Promissory notes (such as commercial paper), drafts, or bankers’ acceptances maturing in 9 months or less – Exemption applies if the securities are issued in denominations of at least $50,000, and if they are in one of the three highest ratings categories. This is sometimes called the “commercial paper” exemption.
Investment contracts issued in connection with pension and profit-sharing plans – To obtain this exemption, the Administrator must be notified in writing at least 30 days before the inception of the plan.
What is considered an exempt txn?
Isolated non-issuer transactions – A non-issuer transaction is one that does not involve the issuer. While the USA does not define what “isolated” means, more than one or two transactions per year by the same broker-dealer is too many to qualify for this exemption. These usually do not involve broker-dealers or their agents and are usually meant to cover one-on-one transactions between individual investors in the secondary market.
Unsolicited, non-issuer transaction effected by, or through, a broker-dealer – The Administrator may require that the customer acknowledge in writing that the order was unsolicited.
Transactions between an issuer and its underwriters or transactions between underwriters
Transactions by certain fiduciaries – Included in this group are transactions by executors, administrators (of estates), sheriffs, marshals, receivers, trustees in bankruptcy, guardians, and conservators.
Transactions by a bona fide pledgee, if the transaction is not intended to avoid the USA – An example might include a bank selling stock that was pledged as collateral for a loan that is now in default.
Offers or sales to institutional investors – Institutional investors include banks, savings institutions, trust companies, insurance companies, registered investment companies, pension plans, and other financial institutions.

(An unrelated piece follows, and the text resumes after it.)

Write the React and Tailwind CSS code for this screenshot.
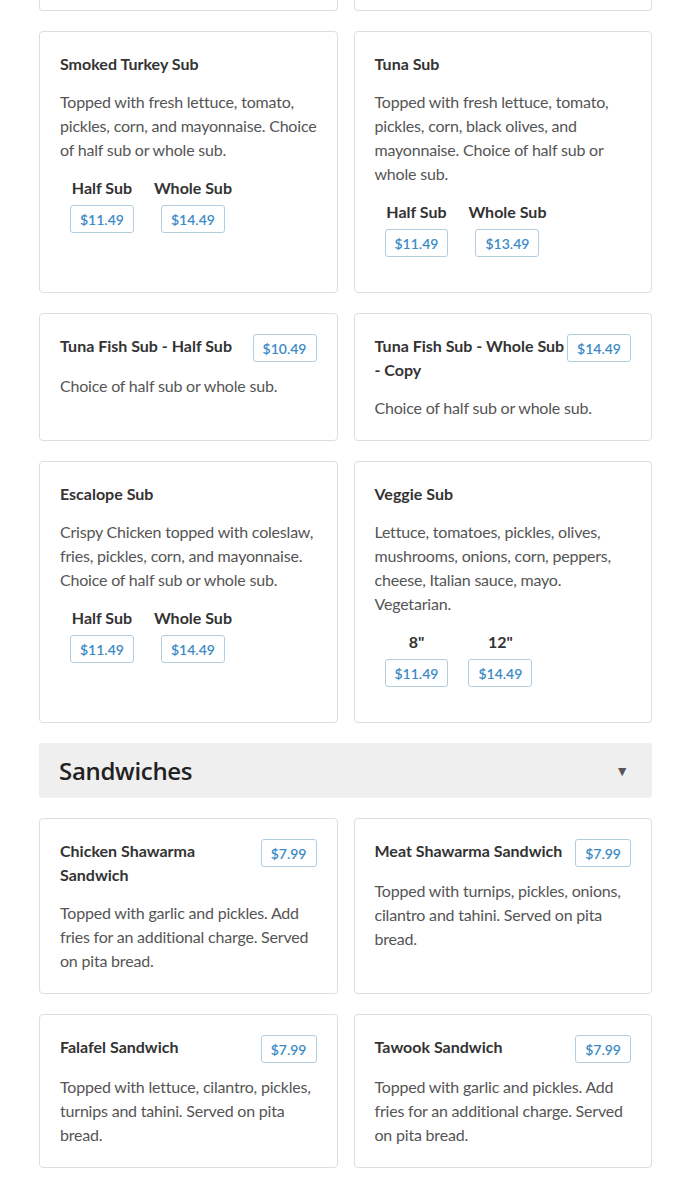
const SUBS = [
  {
    name: "Smoked Turkey Sub",
    desc: "Topped with fresh lettuce, tomato, pickles, corn, and mayonnaise. Choice of half sub or whole sub.",
    sizes: [["Half Sub", "$11.49"], ["Whole Sub", "$14.49"]],
  },
  {
    name: "Tuna Sub",
    desc: "Topped with fresh lettuce, tomato, pickles, corn, black olives, and mayonnaise. Choice of half sub or whole sub.",
    sizes: [["Half Sub", "$11.49"], ["Whole Sub", "$13.49"]],
  },
  { name: "Tuna Fish Sub - Half Sub", desc: "Choice of half sub or whole sub.", price: "$10.49" },
  { name: "Tuna Fish Sub - Whole Sub - Copy", desc: "Choice of half sub or whole sub.", price: "$14.49" },
  {
    name: "Escalope Sub",
    desc: "Crispy Chicken topped with coleslaw, fries, pickles, corn, and mayonnaise. Choice of half sub or whole sub.",
    sizes: [["Half Sub", "$11.49"], ["Whole Sub", "$14.49"]],
  },
  {
    name: "Veggie Sub",
    desc: "Lettuce, tomatoes, pickles, olives, mushrooms, onions, corn, peppers, cheese, Italian sauce, mayo. Vegetarian.",
    sizes: [['8"', "$11.49"], ['12"', "$14.49"]],
  },
];

const SANDWICHES = [
  { name: "Chicken Shawarma Sandwich", desc: "Topped with garlic and pickles. Add fries for an additional charge. Served on pita bread.", price: "$7.99" },
  { name: "Meat Shawarma Sandwich", desc: "Topped with turnips, pickles, onions, cilantro and tahini. Served on pita bread.", price: "$7.99" },
  { name: "Falafel Sandwich", desc: "Topped with lettuce, cilantro, pickles, turnips and tahini. Served on pita bread.", price: "$7.99" },
  { name: "Tawook Sandwich", desc: "Topped with garlic and pickles. Add fries for an additional charge. Served on pita bread.", price: "$7.99" },
];

function Price({ children, className = "" }) {
  return (
    <span
      className={`inline-flex h-[28px] items-center rounded-[3px] border border-[#b3cde0] bg-white px-[9px] text-[14px] font-semibold text-[#3d8bc6] ${className}`}
    >
      {children}
    </span>
  );
}

function ItemCard({ item }) {
  return (
    <div className="rounded-[4px] border border-[#dedede] bg-white px-5 pt-5 pb-5">
      <div className={`flex items-start justify-between gap-[2px] ${item.price ? "min-h-[26px]" : ""}`}>
        <h4 className="text-[16px] font-bold leading-6 text-[#333]">{item.name}</h4>
        {item.price && <Price className="-mb-[2px] shrink-0">{item.price}</Price>}
      </div>
      <p className="mt-[14px] text-[16px] leading-6 tracking-[-0.2px] text-[#555]">{item.desc}</p>
      {item.sizes && (
        <div className="mt-[14px] mb-[15px] flex">
          {item.sizes.map(([label, price]) => (
            <div key={label} className="mx-[10px] flex flex-col items-center gap-[5px]">
              <span className="text-[16px] font-bold leading-6 text-[#333]">{label}</span>
              <Price>{price}</Price>
            </div>
          ))}
        </div>
      )}
    </div>
  );
}

export default function App() {
  return (
    <div className="min-h-[1180px] bg-white pl-[39px] pr-[38px] font-['Lato','Liberation_Sans',sans-serif]">
      <div className="grid grid-cols-2 gap-x-4 gap-y-5">
        {/* bottom edge of the row scrolled above */}
        <div className="h-[11px] rounded-b-[4px] border border-t-0 border-[#dedede]" />
        <div className="h-[11px] rounded-b-[4px] border border-t-0 border-[#dedede]" />
        {SUBS.map((item) => (
          <ItemCard key={item.name} item={item} />
        ))}
      </div>

      <div className="mt-5 flex h-[55px] items-center justify-between rounded-[3px] bg-[#efefef] px-5">
        <h3 className="font-['Open_Sans','Noto_Sans',sans-serif] text-[24px] font-semibold tracking-[-0.3px] text-[#222]">Sandwiches</h3>
        <span className="mr-[3px] text-[14px] text-[#555]">▼</span>
      </div>

      <div className="mt-5 grid grid-cols-2 gap-x-4 gap-y-5">
        {SANDWICHES.map((item) => (
          <ItemCard key={item.name} item={item} />
        ))}
      </div>
    </div>
  );
}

Offers or Sales of preorganization certificates – The conditions for this exemption include no commissions and 10 or fewer subscribers.
Transactions with existing securities holders involving convertible securities or warrants
Offers (but not sales) of securities for which a registration statement has been filed but is not yet effective – This permits prospecting of potential purchasers by obtaining indications of interest during the cooling-off period for a new issue.
Private placements – The USA includes in this category transactions resulting from offers to 10 or fewer persons (other than institutional investors) during any 12-month period. The seller must believe that the purchasers are buying for investment only, there can be no solicitation or advertising used, and there must be no commissions paid, directly or indirectly.
First GO PU! Something’s Not Clean
exempt securities
Federal covered securities and Financial institution securities
GOvernment and municipal issues
Public Utilities
Securities on exchanges
Nonprofit institutions
Commercial paper
FUNTIP
Exempt Txns
Fiduciary txns
Unsolicited txns
Nonissuer txns
Transactions w/ institutional investors
Isolated nonissuer
Privat placement
What are federal covered securities required to register with unless exempt?
the SEC
Who eliminates the need of duplicate regulation and registration?
The National Securities Market Improvement Act (NSMIA)
What are examples of Federal covered securities
-Securities listed or authorized for listing on the New York Stock exchange (NYSE), The NYSE MKT, NASDAQ or any nation securities exchange
-Securities of the same issuer that are equal in seniority or that are senior securities, or rights or warrants to purchase any listed securities
-Securities issued by an investment co that is registered under the Investment company act of 1040, including mutual funds and closed-end funds
-[Securities offered or sold to “qualified purchasers” such as wealthy or sophisticated investors.
-municipal securities of out-of-state issuers
-securities that are private placements under SEC rules (reg D) ]
Last 3 fed covered securities are exempt from registration at both the fed and state levels
Who are considered accredited investors?
Must meet one of the following
-natural persons with individual or joint net worth of 1million (including spousal equivalents)
-An individual with an annual income of 200,000 for the past 2 years or a couple(including spousal equivalents) with joint income of 300,000 that expects that income level to remain.
-An individual holding a series 7, series 65, or a series 82
-An employee of private funds if deemed knowledgeable (officers, directors. gen partners. advisory board members and employees that participate in the investment activities)
-Investment advisers (federal, state. and exempt reporting)
-Rural business investment Co. (RBICs)
-Any bank, investment Co, and insurance Co, regardless of assets
-Any entity with assets in excess of $5 million including limited liability companies, family offices and their clients, non-profit institutions (501(c)(3) trusts), partnerships, ERISA qualified retirement plans, and corporations with assets over $5 million
An officer or director of the issuer
What is a spousal equivalent?
are couples or partners that are not married, but have essentially the same relationship as a married couple.
What does the state exemption for private placement mean?
The state exemption for private placement simply allows for an offering that doesn’t involve commissions and is made to a maximum of 10 investors.